Mientras crecía como católico romano, al igual que el resto de mi generación, me enseñaron una oración llamada Acto de contrición. En aquel momento, todo católico tenía que memorizarlo y recitarlo durante o después de la confesión. La oración comenzaba de esta manera: Oh, Dios mío, me pesa de haberos ofendido y detesto todos mis pecados porque temo la pérdida del cielo y las penas del infierno. …
Temer la pérdida del cielo y temer las penas del infierno pueden parecer como una misma cosa. Pero no lo son. Hay una enorme distancia moral entre temer la pérdida del cielo y temer las penas del infierno. La oración las separa sabiamente. El temor del infierno está basado en un temor de castigo, el temor de la pérdida del cielo está basado en un temor de no ser una persona buena y afable. Hay una enorme diferencia entre vivir temiendo el castigo y vivir temiendo no ser una buena persona. Somos más maduros, humanamente y como cristianos, cuando nos pesa más no haber amado lo suficiente que cuando tememos ser castigados por hacer algo malo.
Mientras crecía por los años 1950-60, asimilé la espiritualidad y catequesis del catolicismo romano del tiempo. En la mentalidad católica de entonces (y esto era esencialmente igual para protestantes y evangélicos) el énfasis escatológico se ponía mucho más sobre el temor de ir al infierno que sobre ser una persona afable. Como niño católico que era, juntamente con mis compañeros, yo estaba muy preocupado de no cometer un pecado mortal, esto es, hacer algo por egoísmo o debilidad que, si no fuera confesado antes de morir, me enviaría al infierno por toda la eternidad. Mi temor era que yo podía ir al infierno más bien que podía no ser una persona afable que pasara por alto el amor y la comunidad. Y así estaba preocupado de no ser malo más bien que de ser bueno. Me preocupaba hacer algo que fuera pecado mortal, que me enviara al infierno; pero no me preocupaba tanto tener un corazón suficientemente grande para amar como Dios ama. No me preocupaba tanto perdonar a otros, olvidar las ofensas, amar a los que son diferentes de mí, ser crítico, o ser tan tribal, racista, sexista, nacionalista o cerrado en mis criterios religiosos que sería incómodo sentarme con algunos otros en la mesa del banquete de Dios.

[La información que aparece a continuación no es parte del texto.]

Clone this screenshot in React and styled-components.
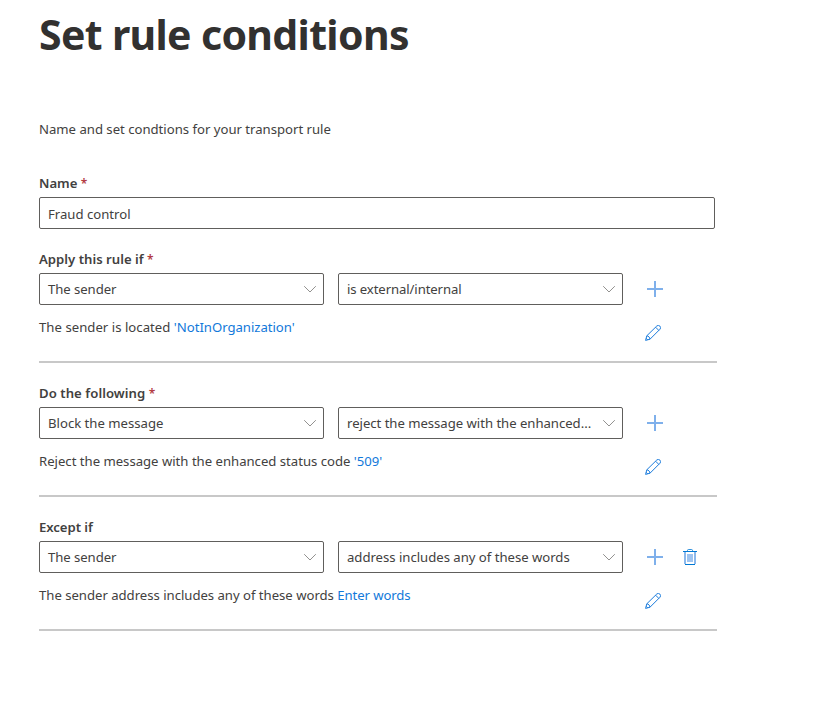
import React from "react";
import styled, { createGlobalStyle } from "styled-components";

const GlobalStyle = createGlobalStyle`
  *, *::before, *::after { box-sizing: border-box; }
  body {
    margin: 0;
    background: #fff;
    color: #424140;
    font-family: "Noto Sans", "Open Sans", sans-serif;
    font-size: 13.15px;
    line-height: 20px;
  }
`;

const Page = styled.main`
  display: flex;
  flex-direction: column;
  width: 717px;
  padding: 8px 0 0 39px;
`;

const Title = styled.h1`
  margin: 0;
  color: #323130;
  font-size: 41px;
  font-weight: 700;
  line-height: 52px;
  letter-spacing: -0.66px;
  white-space: nowrap;
`;

const Intro = styled.p`
  margin: 59px 0 34px;
  letter-spacing: -0.01px;
`;

const Text = styled.span`
  letter-spacing: ${(p) => p.$spacing || 0}px;
  white-space: pre;
`;

const Label = styled.label`
  display: block;
  height: 24px;
  font-weight: 600;
  letter-spacing: ${(p) => p.$spacing || 0}px;
`;

const Required = styled.span`
  color: #b23a42;
  font-weight: 600;
  font-size: 12px;
`;

const NameField = styled.div`
  width: 676px;
  margin-bottom: 20px;
`;

const NameInput = styled.input`
  display: block;
  width: 100%;
  height: 32px;
  padding: 2px 8px 0;
  border: 1px solid #605e5c;
  border-radius: 2px;
  outline: none;
  background: #fff;
  color: inherit;
  font: inherit;
`;

const Section = styled.section`
  margin-bottom: 20px;
  border-bottom: 2px solid #c8c8c8;
`;

const Controls = styled.div`
  display: flex;
  align-items: center;
  gap: 14px;
`;

const Dropdown = styled.div`
  display: flex;
  align-items: center;
  justify-content: space-between;
  width: 285px;
  height: 32px;
  padding: 0 6px 0 8px;
  border: 1px solid #605e5c;
  border-radius: 2px;
`;

const Actions = styled.div`
  display: flex;
  align-items: center;
  gap: 19px;
  margin-left: 10px;
`;

const IconButton = styled.button`
  display: block;
  width: 16px;
  height: 16px;
  padding: 0;
  border: 0;
  background: none;
  color: #1a7bdc;
  svg { display: block; }
`;

const TallIconButton = styled(IconButton)`
  height: 18px;
`;

const Summary = styled.div`
  display: flex;
  justify-content: space-between;
  height: 56px;
  padding: 12px 56px 0 0;
`;

const SummaryAction = styled.div`
  padding-top: 8px;
`;

const Link = styled.a`
  color: #1279da;
  letter-spacing: ${(p) => p.$spacing || 0}px;
`;

const Chevron = () => (
  <svg width="14" height="14" viewBox="0 0 14 14" fill="none" stroke="#868482" strokeWidth="0.9">
    <path d="M1.2 4.2 7 10 12.8 4.2" />
  </svg>
);

const Plus = () => (
  <svg width="16" height="16" viewBox="0 0 16 16" fill="#1a73dc" fillOpacity="0.56">
    <path d="M0 7h16v2H0z" />
    <path d="M7 0h2v7H7zM7 9h2v7H7z" />
  </svg>
);

const Pencil = () => (
  <svg width="16" height="16" viewBox="0 0 16 16" fill="none" stroke="currentColor" strokeWidth="1">
    <path d="M.6 15.4 1.8 10.8 11.7 1.1a2.25 2.25 0 0 1 3.2 3.2L5 14.2Z" />
    <path d="M10.6 2.2 13.8 5.4M1.8 10.8C3.4 10.9 4.9 12.4 5 14.2M1.2 13.3 2.7 14.8" />
  </svg>
);

const Trash = () => (
  <svg width="16" height="18" viewBox="0 0 16 18">
    <path d="M5.5 3V2.3C5.5 1.8 5.9 1.5 6.5 1.5h3c.6 0 1 .3 1 .8V3" fill="none" stroke="#0078d4" strokeOpacity="0.8" />
    <path d="M1 3h14v1H1z" fill="#0078d4" />
    <path d="M2 4h2v12H2zM12 4h2v12h-2z" fill="#1a73dc" fillOpacity="0.5" />
    <path d="M3 16h10v1H3z" fill="#0078d4" />
    <path d="M5 6h6v8H5z" fill="#1a73dc" fillOpacity="0.42" />
  </svg>
);

const rules = [
  {
    label: "Apply this rule if", required: true, labelSpacing: 0.01,
    first: "The sender", firstSpacing: -0.06,
    second: "is external/internal", secondSpacing: -0.1,
    summary: "The sender is located ", summarySpacing: 0.03,
    link: "'NotInOrganization'", linkSpacing: -0.03,
  },
  {
    label: "Do the following", required: true, labelSpacing: 0.05,
    first: "Block the message", firstSpacing: 0,
    second: "reject the message with the enhanced...", secondSpacing: -0.03,
    summary: "Reject the message with the enhanced status code ", summarySpacing: -0.01,
    link: "'509'", linkSpacing: 0,
  },
  {
    label: "Except if", labelSpacing: -0.05,
    first: "The sender", firstSpacing: -0.06,
    second: "address includes any of these words", secondSpacing: -0.02,
    summary: "The sender address includes any of these words ", summarySpacing: -0.02,
    link: "Enter words", linkSpacing: -0.09, removable: true,
  },
];

function RuleSection({ rule }) {
  return (
    <Section>
      <Label as="div" $spacing={rule.labelSpacing}>
        {rule.label} {rule.required && <Required>*</Required>}
      </Label>
      <Controls>
        <Dropdown>
          <Text $spacing={rule.firstSpacing}>{rule.first}</Text>
          <Chevron />
        </Dropdown>
        <Dropdown>
          <Text $spacing={rule.secondSpacing}>{rule.second}</Text>
          <Chevron />
        </Dropdown>
        <Actions>
          <IconButton aria-label="Add"><Plus /></IconButton>
          {rule.removable && <TallIconButton aria-label="Delete"><Trash /></TallIconButton>}
        </Actions>
      </Controls>
      <Summary>
        <div>
          <Text $spacing={rule.summarySpacing}>{rule.summary}</Text>
          <Link $spacing={rule.linkSpacing}>{rule.link}</Link>
        </div>
        <SummaryAction>
          <IconButton aria-label="Edit"><Pencil /></IconButton>
        </SummaryAction>
      </Summary>
    </Section>
  );
}

export default function App() {
  return (
    <>
      <GlobalStyle />
      <Page>
        <Title>Set rule conditions</Title>
        <Intro>Name and set condtions for your transport rule</Intro>
        <NameField>
          <Label htmlFor="rule-name">Name <Required>*</Required></Label>
          <NameInput id="rule-name" defaultValue="Fraud control" />
        </NameField>
        {rules.map((rule) => <RuleSection key={rule.label} rule={rule} />)}
      </Page>
    </>
  );
}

La mesa celestial está abierta a todos que quieran sentarse con todos. Este es un verso de un poema de John Shea y deletrea sucintamente -creo yo- una condición no-negociable para ir al cielo, a saber, la voluntad y capacidad de amar a todos y sentarnos con todos. Es no-negociable por esta razón: ¿Cómo podemos estar a la mesa celestial con todos si por alguna razón de orgullo, ofensa, temperamento, amargura, intolerancia, política, nacionalismo, color, raza, religión o historia no estamos abiertos a sentarnos con todos?
Jesús enseña esto también, precisamente de una manera diferente. Después de darnos la oración dominical,que acaba con estas palabras: “perdónanos nuestras ofensas como nosotros perdonamos a los que nos ofenden”, añade esto: “si vosotros perdonáis a otros cuando os ofenden, también vuestro Padre del cielo os perdonará. Pero si vosotros no perdonáis a otros, tampoco vuestro Padre os perdonará”. ¿Por qué no puede Dios perdonarnos si nosotros no perdonamos a otros? ¿Ha escogido Dios arbitrariamente esta condición como su perrito-mascota para ir al cielo? No.
No podemos participar en el banquete celestial si aún somos selectivos de con quién podemos sentarnos. Si en la otra vida, como aquí en esta, seleccionáramos a quien amamos y abrazamos, entonces el cielo sería lo mismo que la tierra, con facciones, amargura, rencores, daño y toda clase de racismo, sexismo, nacionalismo y fundamentalismo religioso guardándonos a todos nosotros en nuestros separados silos. Sólo podemos participar en el banquete celestial cuando nuestros corazones son lo bastante generosos para abrazar a todos los demás que están a la mesa. El cielo demanda un corazón abierto al abrazo universal.
Y así, mientras me voy haciendo más viejo, me acerco al final de mi vida y acepto que pronto me encontraré cara a cara con mi Hacedor, me preocupa cada vez menos ir al infierno y me preocupa cada vez más la amargura, ira, ingratitud y falta de perdón que aún queda en mí. Me preocupa menos cometer un pecado mortal, y más si soy bondadoso, respetuoso y perdono a otros. Me preocupa más la pérdida del cielo que las penas del infierno, esto es, me preocupa que yo podría acabar como el hermano mayor del hijo pródigo, que se queda fuera de la casa del Padre, excluido por la ira más bien que por el pecado.
Y aun así, agradezco el Acto de contrición de mi juventud. El miedo al infierno no es una mala situación por la que empezar.